PostgreSQL can communicate with clients either via Unix socket or via TCP. To be able to observe the traffic with tshark you need to connect via TCP. First confirm that PostgreSQL is listening on a network interface by viewing its startup log messages. I use journalctl -u postgresql -e to view the logs. You should see something like this:

listening on IPv6 address "::1", port 5432
listening on IPv4 address "127.0.0.1", port 5432
listening on Unix socket "/run/postgresql/.s.PGSQL.5432"

The IPV4 or IPv6 entries is what we are after. 127.0.0.1 is the loopback device. If you see a different IP address and are on Linux, you can run ip addr and look for the IP to find the corresponding device.

With that information, we can move on to using tshark.

Using tshark

Install tshark using your favorite package manager. In Archlinux it is part of the wireshark-cli package: pacman -S wireshark-cli.

Invoke tshark like this:

tshark -i lo \
  -f 'tcp port 5432' \
  -d tcp.port==5432,pgsql \
  -T fields -e pgsql.length -e pgsql.type -e pgsql.query
  • With -i you can specify the interface to listen on. lo is the loopback device.
  • -f is used to define a capture filter.

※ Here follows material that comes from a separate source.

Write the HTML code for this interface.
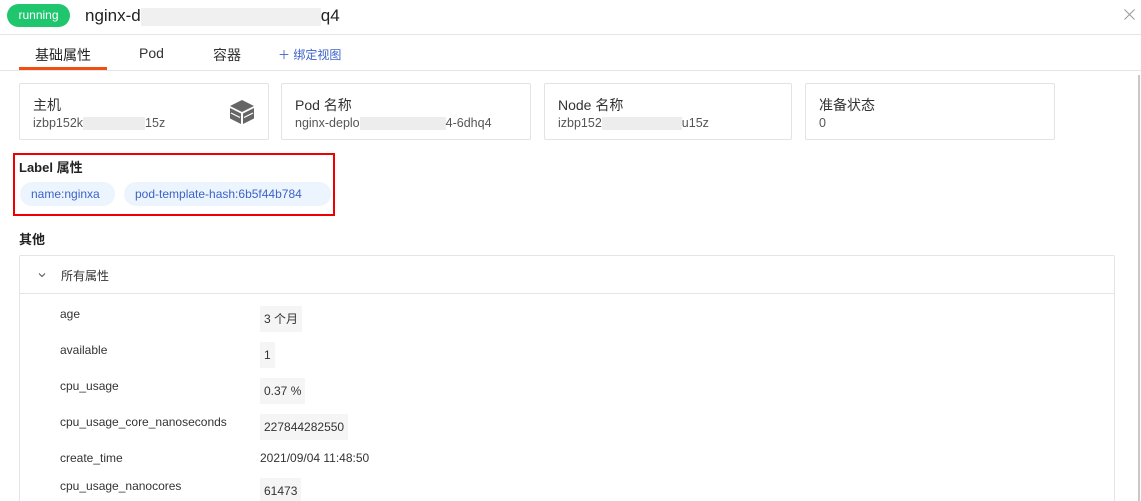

Packets that don’t match this filter are discarded.
  • -d is for the decoding feature. -d tcp.port==5432,pgsql reads as “Decode any TCP traffic on port 5432 as pgsql”. You can run tshark -d . to get a list of available layers. To get a list of available protocols it can decode, you’d use something like this: -d tcp.port==5432,..
  • -T sets the output format for the decoded package data. In this case we use fields, but you could also use -T json to get JSON output.
  • -e <field> adds a field to the list of fields to display. You can repeat this option multiple times to select all fields you want to output.

All of this information and lots more is available in its man page.

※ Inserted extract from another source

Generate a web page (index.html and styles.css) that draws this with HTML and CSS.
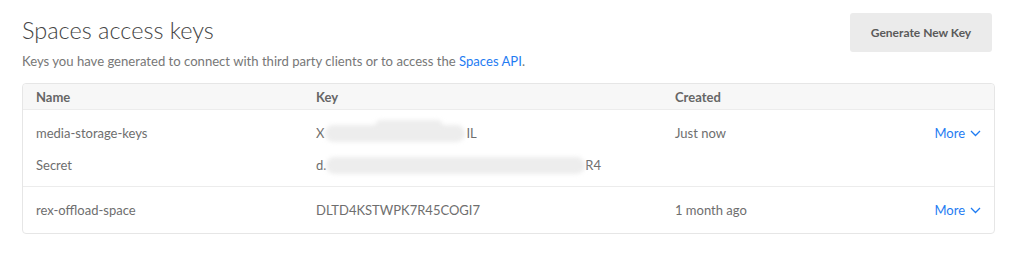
FILE: index.html
```html
<!DOCTYPE html>
<html>
  <head>
    <title>Spaces access keys</title>
    <link rel="stylesheet" href="styles.css">
  </head>
  <body>
    <div class="page">
      <div class="header">
        <div>
          <h2>Spaces access keys</h2>
          <p class="intro">
            Keys you have generated to connect with third party clients or to access the
            <a href="#">Spaces API</a>.
          </p>
        </div>
        <button class="generate-btn">Generate New Key</button>
      </div>

      <div class="keys-table">
        <div class="row head">
          <div class="col-name">Name</div>
          <div class="col-key">Key</div>
          <div class="col-created">Created</div>
          <div class="col-more"></div>
        </div>

        <div class="row key-row">
          <div class="col-name">
            <div class="line">media-storage-keys</div>
            <div class="line">Secret</div>
          </div>
          <div class="col-key">
            <div class="line">X<span class="blur blur-short"><span class="bump"></span></span>IL</div>
            <div class="line">d.<span class="blur blur-long"></span>R4</div>
          </div>
          <div class="col-created">
            <div class="line">Just now</div>
          </div>
          <div class="col-more">
            <div class="line"><a href="#" class="more">More
              <svg width="11" height="7" viewBox="0 0 11 7"><path d="M1 1l4.5 4.5L10 1" fill="none" stroke="currentColor" stroke-width="1.3"/></svg>
            </a></div>
          </div>
        </div>

        <div class="row key-row">
          <div class="col-name"><div class="line">rex-offload-space</div></div>
          <div class="col-key"><div class="line">DLTD4KSTWPK7R45COGI7</div></div>
          <div class="col-created"><div class="line">1 month ago</div></div>
          <div class="col-more">
            <div class="line"><a href="#" class="more">More
              <svg width="11" height="7" viewBox="0 0 11 7"><path d="M1 1l4.5 4.5L10 1" fill="none" stroke="currentColor" stroke-width="1.3"/></svg>
            </a></div>
          </div>
        </div>
      </div>
    </div>
  </body>
</html>
```

FILE: styles.css
```css
body {
  font-family: "Lato", "Open Sans", sans-serif;
  margin: 0;
  background-color: #ffffff;
  color: #6e6e6e;
}
.page {
  padding: 13px 29px 0 22px;
}
.header {
  display: flex;
  justify-content: space-between;
  align-items: flex-start;
}
.header h2 {
  margin: 3px 0 0;
  font-size: 23.5px;
  font-weight: 300;
  color: #444;
  line-height: 28px;
}
.intro {
  margin: 8px 0 0;
  font-size: 13.1px;
  line-height: 18px;
  color: #777;
}
.intro a {
  color: #1f7cf2;
  text-decoration: none;
}
.generate-btn {
  margin-right: 3px;
  width: 142px;
  height: 39px;
  background: #ebebeb;
  color: #5a5a5a;
  border: none;
  border-radius: 3px;
  font-family: inherit;
  font-size: 12px;
  font-weight: 700;
  cursor: pointer;
}
.keys-table {
  margin-top: 13px;
  border: 1px solid #e6e6e6;
  border-radius: 4px;
  font-size: 13px;
}
.row {
  display: flex;
  padding: 0 13px;
}
.row.head {
  background: #f7f7f7;
  height: 25px;
  align-items: center;
  font-weight: 700;
  color: #666;
  border-bottom: 1px solid #ececec;
  border-radius: 4px 4px 0 0;
}
.key-row {
  padding-top: 12px;
  padding-bottom: 10px;
}
.key-row + .key-row {
  border-top: 1px solid #ececec;
  padding-bottom: 12px;
}
.line {
  height: 22px;
  line-height: 22px;
  display: flex;
  align-items: center;
}
.line + .line {
  margin-top: 10px;
}
.col-name {
  width: 280px;
}
.col-key {
  width: 359px;
}
.col-created {
  flex: 1;
}
.col-more {
  width: 60px;
  display: flex;
  justify-content: flex-end;
}
.more {
  color: #1f7cf2;
  text-decoration: none;
  display: flex;
  align-items: center;
  gap: 5px;
}
.blur {
  position: relative;
  display: inline-block;
  height: 17px;
  background: #ededed;
  border-radius: 9px;
  filter: blur(2px);
}
.blur-short {
  width: 140px;
  margin: 0 1px 0 1px;
}
.blur-long {
  width: 259px;
}
.bump {
  position: absolute;
  left: 50px;
  top: -5px;
  width: 68px;
  height: 12px;
  border-radius: 8px;
  background: #ededed;
}
```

To learn what fields are available you can refer to the Display Filter Reference. The one for pgsql are listed here.

You should see some output like “Capturing on ‘Loopback: lo’”. Leave this command running.

Connecting with a client

The only step missing is to generate some traffic. Connect with psql but make sure to use TCP: psql -h localhost. This should generate some output in the terminal where tshark is running. You should see something like this:

8	Startup message	
8,26,25,23,38,23,25,27,20,25,24,32,35,27,12,5	Authentication request,Parameter status,Parameter status,Parameter status,Parameter status,Parameter status,Parameter status,Parameter status,Parameter status,Parameter status,Parameter status,Parameter status,Parameter status,Parameter status,Backend key data,Ready for query
37	Simple query	set client_encoding to 'unicode'
8,5	Command completion,Ready for query	

The exact output will depend on your -T and -e settings and your PostgreSQL version.

That’s it. If you’re interesting in learning more about what this output means, head over to the Protocol Documentation.